Une tentative de destitution devrait être une arme à deux tranchants. Si la cause n’est pas sérieuse, l’opinion publique peut facilement se tourner contre ceux qui ont voulu destituer un président sans raison valable. C’est ce qui était arrivé aux républicains quand ils ont tenté de destituer Bill Clinton pour sa liaison avec une stagiaire nommée Monica Lewinsky.

Mais les républicains ne craignent pas trop le contrecoup de leur tentative de destitution, tant ils sont convaincus que le pays est si clivé que cela ne viendra pas convaincre leurs électeurs de déserter le parti.

Pourquoi ? Parce qu’ils savent que le centre n’existe pratiquement plus et qu’ils ne perdront pas de votes.

Comme si ce n’était pas assez, la droite dure du Parti républicain veut aussi fermer le gouvernement fédéral – en refusant de voter les crédits budgétaires – parce qu’elle estime que le gouvernement dépense trop. Cela aussi, historiquement, a produit un contrecoup dans l’opinion publique. Mais encore une fois, les républicains les plus radicaux n’ont aucune crainte : leur électorat leur est acquis et le centre n’existe plus…

Il faut dire que si les républicains les plus radicaux en mènent aussi large, c’est parce que l’appui à McCarthy est si faible qu’ils peuvent lui faire subir tous les chantages. Si le président de la Chambre des représentants leur résistait, il serait mis en minorité et devrait quitter son poste.

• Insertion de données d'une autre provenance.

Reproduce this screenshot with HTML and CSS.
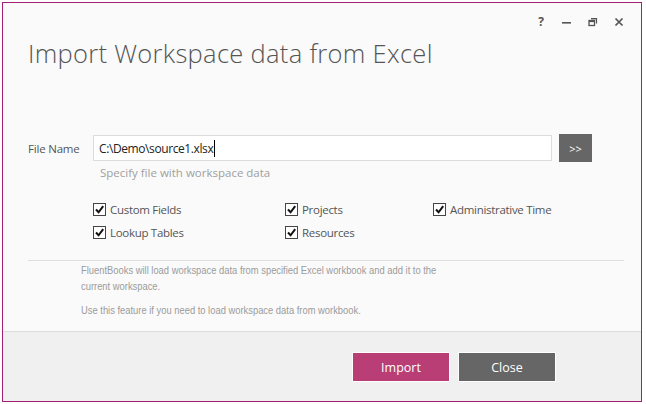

Autre signe de la disparition prochaine du centre en politique américaine, la décision du sénateur Mitt Romney, ex-candidat républicain à la présidence, de ne pas solliciter un nouveau mandat.

Romney formait – avec le démocrate Joe Manchin et l’indépendante Kyrsten Sinema – un trio de sénateurs capables de transcender les divisions partisanes. Romney a annoncé cette semaine qu’il quittait la politique et les deux autres disent réfléchir à leur avenir.

Mais Mitt Romney n’allait pas quitter le Sénat sans régler quelques comptes avec son parti. La majorité des républicains pensent, comme lui, que Donald Trump n’a « aucune des qualités requises pour être président et il a toutes celles qui ne le sont pas ».

Il cite un de ses collègues qui lui a dit peu après son arrivée au Sénat : « Ici, il y a une vingtaine de sénateurs qui font tout le travail, les 80 autres ne font que les suivre. »

Mais ces collègues sénateurs ne veulent surtout pas froisser leurs électeurs qui appuient l’ancien président. Ils savent tous qu’il a perdu l’élection de 2020, mais ils ne le diront jamais. Tout simplement parce qu’ils n’ont qu’une seule chose en tête : se faire réélire.

Romney avait été le candidat du Parti républicain contre Barack Obama, en 2012. Le livre qui raconte le mieux cette campagne est celui du journaliste Jonathan Alter. Son titre était The Center Holds, ou le centre tient bon. Parce que c’est la capacité d’Obama de rallier les électeurs centristes qui lui aura permis de l’emporter.

Ce fut aussi la dernière campagne présidentielle avant l’ère du clivage. Et à voir comment la campagne de 2024 se présente, il ne faut pas s’attendre à ce que ce clivage s’apaise de sitôt.